Wegen des Ausschlusses aus dem Deutschen Bund und der Umgestaltung des Kaisertums Österreichs zur Österreichisch-Ungarischen Monarchie, in der einem großen und geschlossenen Königreich Ungarn vierzehn, umgangssprachlich als Cisleithanien bezeichnete „im Reichsrate vertretene Königreiche und Länder“ gegenüberstanden, steigerte sich ein vom deutschen Mutterland abgetrenntes und in dem neuen Staat in eine Minderheitsposition geratenes Deutschtum in einen glühenden Hass gegen die ihres Glanzes weitgehend entkleidete Dynastie und einen hysterischen Abwehrkampftaumel gegen alles Slawische und Jüdische hinein. Die solcherart Befangenen vermochten in dem Staatsumbau des Jahres 1867 nicht die unausweichliche Folge des Versagens des neoabsolutistischen Regimes des Kaisers FRANZ JOSEPH zu erkennen, sondern nur die Ränke des jüdischen Liberalismus, der auf diese Weise „zwei Millionen Germanen in Ungarn verkauft und verraten“2 hätte, um die Stellung der Deutschen in Österreich zu schädigen, wie der einflussreiche Politiker und Prälat Joseph SCHEICHER meinte.

Der Sieg über Österreich bot der preußischen Regierung die Plattform, von der aus sie die nationale Einigung Deutschlands unter dem Hause Hohenzollern und die Beseitigung der europäischen Vormachtstellung Frankreichs in Angriff nehmen konnte. Dieses Ziel erreichte sie im preußisch-französischen Krieg der Jahre 1870/71, der mit der Vereinigung aller deutschen Staaten unter Preußen zum Deutschen Reich und der Proklamation des preußischen Königs WILHELM I. zum „Deutschen Kaiser“ sowie der Angliederung von Elsass-Lothringen als Reichsland an das neue Deutsche Reich endete. Durch diesen Erfolg zogen das Haus Hohenzollern wie auch der Reichskanzler Otto von BISMARCK die Bewunderung der Deutschnationalen in Österreich auf sich, wie diese andererseits in der Österreichisch-Ungarischen Monarchie nur mehr ein sich überlebt habendes Überbleibsel der Geschichte erkennen wollten, das der Vereinigung aller Deutschen in einem einzigen großen, mächtigen Deutschen Reich im Wege stand.

Kaum zwei Jahre nach dem Triumph Deutschlands sahen sich die Zweifler an der Lebensfähigkeit der Monarchie bestätigt, als am 3. Mai 1873 mit dem großen Börsenkrach eine Unzahl von Existenzen wirtschaftlich ruiniert wurde und viele Spekulanten Selbstmord begingen.
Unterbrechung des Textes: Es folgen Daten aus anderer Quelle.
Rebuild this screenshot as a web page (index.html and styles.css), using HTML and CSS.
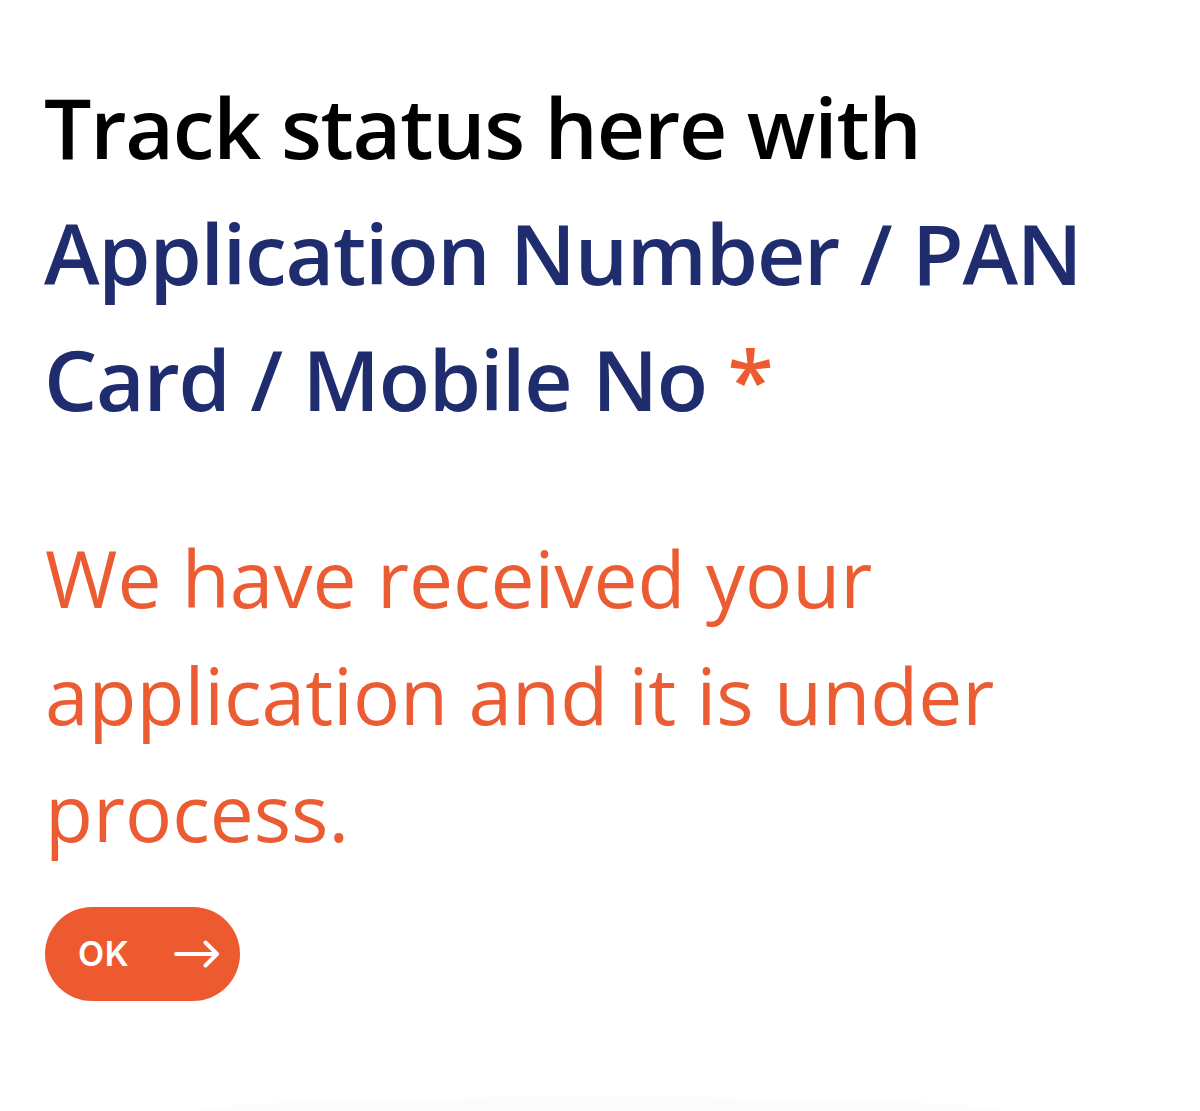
FILE: index.html
```html
<!DOCTYPE html>
<html lang="en">
<head>
<meta charset="utf-8">
<title>Track status</title>
<link rel="stylesheet" href="styles.css">
</head>
<body>
<main class="panel">
  <h1 class="title">Track status here with <span class="accent">Application Number / PAN Card / Mobile No</span> <span class="req">*</span></h1>
  <p class="message">We have received your application and it is under process.</p>
  <button class="ok-btn" type="button">
    <span class="ok-label">OK</span>
    <svg class="ok-arrow" width="46" height="28" viewBox="0 0 46 28" aria-hidden="true">
      <path d="M2 14H43M31.5 2.5L43 14L31.5 25.5" fill="none" stroke="#fff" stroke-width="4" stroke-linecap="round" stroke-linejoin="round"/>
    </svg>
  </button>
</main>
<div class="fade"></div>
</body>
</html>
```

FILE: styles.css
```css
html, body {
  margin: 0;
  padding: 0;
  background: #ffffff;
}

body {
  width: 1200px;
  height: 1111px;
  overflow: hidden;
  position: relative;
  font-family: "Open Sans", "Noto Sans", sans-serif;
}

.panel {
  padding: 64px 40px 0 44px;
  display: flex;
  flex-direction: column;
  align-items: flex-start;
}

.title {
  margin: 0;
  font-size: 84px;
  line-height: 126px;
  font-weight: 600;
  letter-spacing: -1.2px;
  color: #000000;
  max-width: 1090px;
}

.accent {
  color: #1f2d6e;
}

.req {
  color: #ee5a30;
}

.message {
  margin: 77px 0 0 1px;
  font-size: 78.4px;
  line-height: 117px;
  font-weight: 400;
  color: #ec5c33;
  max-width: 1000px;
}

.ok-btn {
  margin-top: 37px;
  margin-left: 1px;
  width: 195px;
  height: 94px;
  border: 0;
  border-radius: 47px;
  background: #ee5a30;
  display: flex;
  align-items: center;
  justify-content: flex-start;
  gap: 45px;
  padding: 0 0 0 33px;
  color: #fff;
}

.ok-label {
  font-family: "Inter", "Liberation Sans", sans-serif;
  font-weight: 600;
  font-size: 34px;
  letter-spacing: 0.5px;
  line-height: 1;
}

.ok-arrow {
  display: block;
}

.fade {
  position: absolute;
  left: 200px;
  right: 200px;
  bottom: 0;
  height: 14px;
  background: #fcfcfc;
  border-radius: 50% 50% 0 0 / 100% 100% 0 0;
}
```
Die Ursache für diesen Zusammenbruch wollten viele nicht in der überalterten, in Kleinbetriebe und handwerkliche Unternehmungen zersplitterten, in einer von altmodischen, zünftlerischen Auffassungen geprägten Wirtschaftsgesinnung erkennen, sie wollten vielmehr einen Schuldigen sehen, auf den man mit dem Finger zeigen konnte. Alle Schwierigkeiten und alles Elend der wachsenden Verstädterung, alle Missstände und alle Ausbeutung im aufsteigenden Kapitalismus wurden nicht als Auswirkungen der gesellschaftlichen und wirtschaftlichen Umgestaltungsprozesse erkannt, sondern als die Folgen eines teuflischen Planes zur Eroberung der Weltherrschaft durch die Juden gedeutet. Darin waren sich die meisten politisch Denkenden des österreichischen Kleinbürgertums und der ländlichen Bevölkerung, aber auch Teile der sich bildenden Arbeiterbewegung einig. Die Unterschiede lagen in den Meinungen über die Zielgruppe, gegen die sich die angebliche jüdische Verschwörung richtet. Für die einen war es das deutsche Volk beziehungsweise die deutsche Kultur, für die anderen die katholische Kirche und das christliche Volk.

 


 

1 RGBl. Nr. 142/1867
2 Joseph Scheicher: Erlebnisse und Erinnerungen. Bd 2. Wien: Fromme 1907. S. 442.